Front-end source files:
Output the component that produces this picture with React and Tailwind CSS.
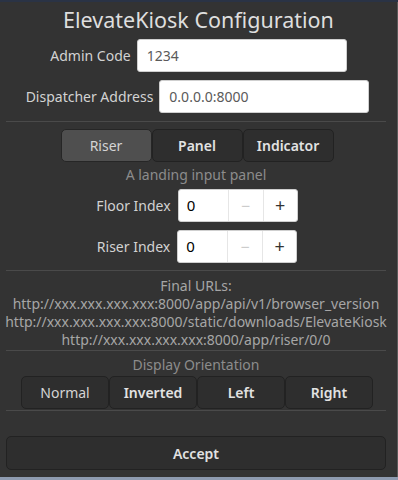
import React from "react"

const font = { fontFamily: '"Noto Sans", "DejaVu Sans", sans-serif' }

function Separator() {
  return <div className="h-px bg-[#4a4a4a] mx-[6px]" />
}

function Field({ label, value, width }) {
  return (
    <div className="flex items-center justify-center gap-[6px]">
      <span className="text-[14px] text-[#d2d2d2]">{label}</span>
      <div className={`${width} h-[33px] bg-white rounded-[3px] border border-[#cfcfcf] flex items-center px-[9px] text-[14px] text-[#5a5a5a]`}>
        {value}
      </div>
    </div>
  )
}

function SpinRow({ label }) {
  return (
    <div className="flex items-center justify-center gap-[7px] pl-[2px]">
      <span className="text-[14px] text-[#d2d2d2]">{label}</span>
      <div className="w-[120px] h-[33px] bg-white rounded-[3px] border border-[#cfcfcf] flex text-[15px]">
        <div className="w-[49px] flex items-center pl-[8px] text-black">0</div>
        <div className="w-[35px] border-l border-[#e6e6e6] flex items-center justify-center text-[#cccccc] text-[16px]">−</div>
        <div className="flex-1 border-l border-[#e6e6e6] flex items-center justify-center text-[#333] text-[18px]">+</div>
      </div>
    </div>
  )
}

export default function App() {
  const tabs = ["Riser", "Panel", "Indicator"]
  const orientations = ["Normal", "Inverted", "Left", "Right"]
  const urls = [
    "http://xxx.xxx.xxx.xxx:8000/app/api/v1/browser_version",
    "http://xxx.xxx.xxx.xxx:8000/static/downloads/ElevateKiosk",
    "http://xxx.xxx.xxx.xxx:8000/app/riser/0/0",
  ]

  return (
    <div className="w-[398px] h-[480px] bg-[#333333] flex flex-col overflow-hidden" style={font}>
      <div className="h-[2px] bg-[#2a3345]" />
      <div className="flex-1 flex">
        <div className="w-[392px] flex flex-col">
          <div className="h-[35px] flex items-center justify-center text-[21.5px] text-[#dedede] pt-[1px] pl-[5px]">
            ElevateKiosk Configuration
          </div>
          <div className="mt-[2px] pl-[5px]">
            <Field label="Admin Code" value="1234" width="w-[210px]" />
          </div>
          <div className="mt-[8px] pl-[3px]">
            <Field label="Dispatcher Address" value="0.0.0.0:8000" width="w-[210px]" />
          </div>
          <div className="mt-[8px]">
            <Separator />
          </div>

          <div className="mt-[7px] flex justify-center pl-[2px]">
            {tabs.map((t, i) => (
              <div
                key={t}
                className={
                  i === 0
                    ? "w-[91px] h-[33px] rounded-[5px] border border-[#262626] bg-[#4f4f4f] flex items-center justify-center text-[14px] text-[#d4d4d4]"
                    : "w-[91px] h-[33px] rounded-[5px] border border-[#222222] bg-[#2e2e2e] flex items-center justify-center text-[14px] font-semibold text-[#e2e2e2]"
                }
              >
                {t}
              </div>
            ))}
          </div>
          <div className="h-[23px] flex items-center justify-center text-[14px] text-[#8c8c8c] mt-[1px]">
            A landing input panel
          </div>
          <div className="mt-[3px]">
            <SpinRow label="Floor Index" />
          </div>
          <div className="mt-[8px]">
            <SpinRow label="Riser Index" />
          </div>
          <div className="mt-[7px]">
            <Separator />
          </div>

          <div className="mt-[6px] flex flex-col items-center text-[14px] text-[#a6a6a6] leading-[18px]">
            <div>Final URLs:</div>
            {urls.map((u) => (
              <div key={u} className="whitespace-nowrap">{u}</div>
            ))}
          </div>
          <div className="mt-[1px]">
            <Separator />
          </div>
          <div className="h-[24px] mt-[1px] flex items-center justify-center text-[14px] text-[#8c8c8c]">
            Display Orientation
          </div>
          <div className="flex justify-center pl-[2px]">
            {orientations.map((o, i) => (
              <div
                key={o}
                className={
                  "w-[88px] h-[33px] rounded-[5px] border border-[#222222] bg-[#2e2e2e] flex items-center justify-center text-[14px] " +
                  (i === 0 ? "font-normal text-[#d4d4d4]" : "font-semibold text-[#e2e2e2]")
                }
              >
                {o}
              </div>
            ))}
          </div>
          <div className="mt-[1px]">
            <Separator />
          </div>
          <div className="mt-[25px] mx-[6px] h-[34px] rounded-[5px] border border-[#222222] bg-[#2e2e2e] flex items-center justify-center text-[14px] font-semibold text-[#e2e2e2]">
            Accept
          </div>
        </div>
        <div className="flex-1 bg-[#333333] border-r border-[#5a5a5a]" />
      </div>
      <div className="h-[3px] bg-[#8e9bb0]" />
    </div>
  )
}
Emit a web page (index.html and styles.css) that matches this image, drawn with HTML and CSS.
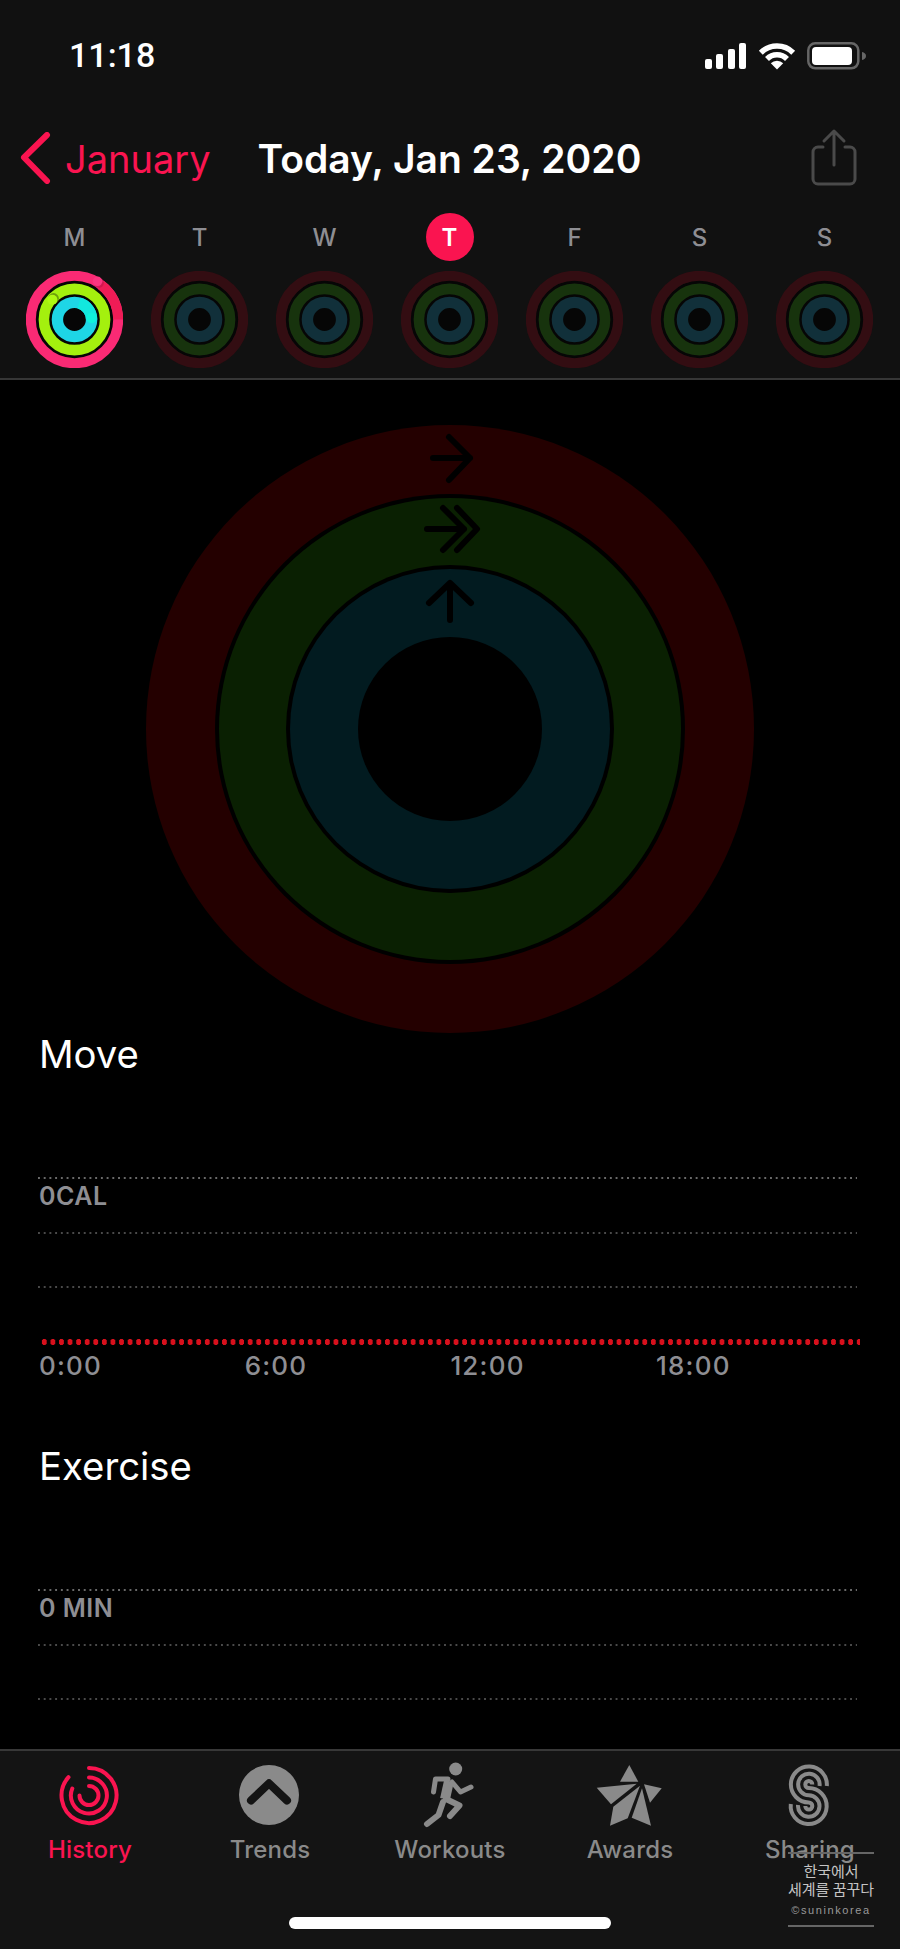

**Work to be completed**
Transcribe all of the records above character for character. Exclude the pictures.

**Answer to this exercise**
Output the component that produces this picture with React and Tailwind CSS.
import React from "react"

const font = { fontFamily: '"Noto Sans", "DejaVu Sans", sans-serif' }

function Separator() {
  return <div className="h-px bg-[#4a4a4a] mx-[6px]" />
}

function Field({ label, value, width }) {
  return (
    <div className="flex items-center justify-center gap-[6px]">
      <span className="text-[14px] text-[#d2d2d2]">{label}</span>
      <div className={`${width} h-[33px] bg-white rounded-[3px] border border-[#cfcfcf] flex items-center px-[9px] text-[14px] text-[#5a5a5a]`}>
        {value}
      </div>
    </div>
  )
}

function SpinRow({ label }) {
  return (
    <div className="flex items-center justify-center gap-[7px] pl-[2px]">
      <span className="text-[14px] text-[#d2d2d2]">{label}</span>
      <div className="w-[120px] h-[33px] bg-white rounded-[3px] border border-[#cfcfcf] flex text-[15px]">
        <div className="w-[49px] flex items-center pl-[8px] text-black">0</div>
        <div className="w-[35px] border-l border-[#e6e6e6] flex items-center justify-center text-[#cccccc] text-[16px]">−</div>
        <div className="flex-1 border-l border-[#e6e6e6] flex items-center justify-center text-[#333] text-[18px]">+</div>
      </div>
    </div>
  )
}

export default function App() {
  const tabs = ["Riser", "Panel", "Indicator"]
  const orientations = ["Normal", "Inverted", "Left", "Right"]
  const urls = [
    "http://xxx.xxx.xxx.xxx:8000/app/api/v1/browser_version",
    "http://xxx.xxx.xxx.xxx:8000/static/downloads/ElevateKiosk",
    "http://xxx.xxx.xxx.xxx:8000/app/riser/0/0",
  ]

  return (
    <div className="w-[398px] h-[480px] bg-[#333333] flex flex-col overflow-hidden" style={font}>
      <div className="h-[2px] bg-[#2a3345]" />
      <div className="flex-1 flex">
        <div className="w-[392px] flex flex-col">
          <div className="h-[35px] flex items-center justify-center text-[21.5px] text-[#dedede] pt-[1px] pl-[5px]">
            ElevateKiosk Configuration
          </div>
          <div className="mt-[2px] pl-[5px]">
            <Field label="Admin Code" value="1234" width="w-[210px]" />
          </div>
          <div className="mt-[8px] pl-[3px]">
            <Field label="Dispatcher Address" value="0.0.0.0:8000" width="w-[210px]" />
          </div>
          <div className="mt-[8px]">
            <Separator />
          </div>

          <div className="mt-[7px] flex justify-center pl-[2px]">
            {tabs.map((t, i) => (
              <div
                key={t}
                className={
                  i === 0
                    ? "w-[91px] h-[33px] rounded-[5px] border border-[#262626] bg-[#4f4f4f] flex items-center justify-center text-[14px] text-[#d4d4d4]"
                    : "w-[91px] h-[33px] rounded-[5px] border border-[#222222] bg-[#2e2e2e] flex items-center justify-center text-[14px] font-semibold text-[#e2e2e2]"
                }
              >
                {t}
              </div>
            ))}
          </div>
          <div className="h-[23px] flex items-center justify-center text-[14px] text-[#8c8c8c] mt-[1px]">
            A landing input panel
          </div>
          <div className="mt-[3px]">
            <SpinRow label="Floor Index" />
          </div>
          <div className="mt-[8px]">
            <SpinRow label="Riser Index" />
          </div>
          <div className="mt-[7px]">
            <Separator />
          </div>

          <div className="mt-[6px] flex flex-col items-center text-[14px] text-[#a6a6a6] leading-[18px]">
            <div>Final URLs:</div>
            {urls.map((u) => (
              <div key={u} className="whitespace-nowrap">{u}</div>
            ))}
          </div>
          <div className="mt-[1px]">
            <Separator />
          </div>
          <div className="h-[24px] mt-[1px] flex items-center justify-center text-[14px] text-[#8c8c8c]">
            Display Orientation
          </div>
          <div className="flex justify-center pl-[2px]">
            {orientations.map((o, i) => (
              <div
                key={o}
                className={
                  "w-[88px] h-[33px] rounded-[5px] border border-[#222222] bg-[#2e2e2e] flex items-center justify-center text-[14px] " +
                  (i === 0 ? "font-normal text-[#d4d4d4]" : "font-semibold text-[#e2e2e2]")
                }
              >
                {o}
              </div>
            ))}
          </div>
          <div className="mt-[1px]">
            <Separator />
          </div>
          <div className="mt-[25px] mx-[6px] h-[34px] rounded-[5px] border border-[#222222] bg-[#2e2e2e] flex items-center justify-center text-[14px] font-semibold text-[#e2e2e2]">
            Accept
          </div>
        </div>
        <div className="flex-1 bg-[#333333] border-r border-[#5a5a5a]" />
      </div>
      <div className="h-[3px] bg-[#8e9bb0]" />
    </div>
  )
}
Emit a web page (index.html and styles.css) that matches this image, drawn with HTML and CSS.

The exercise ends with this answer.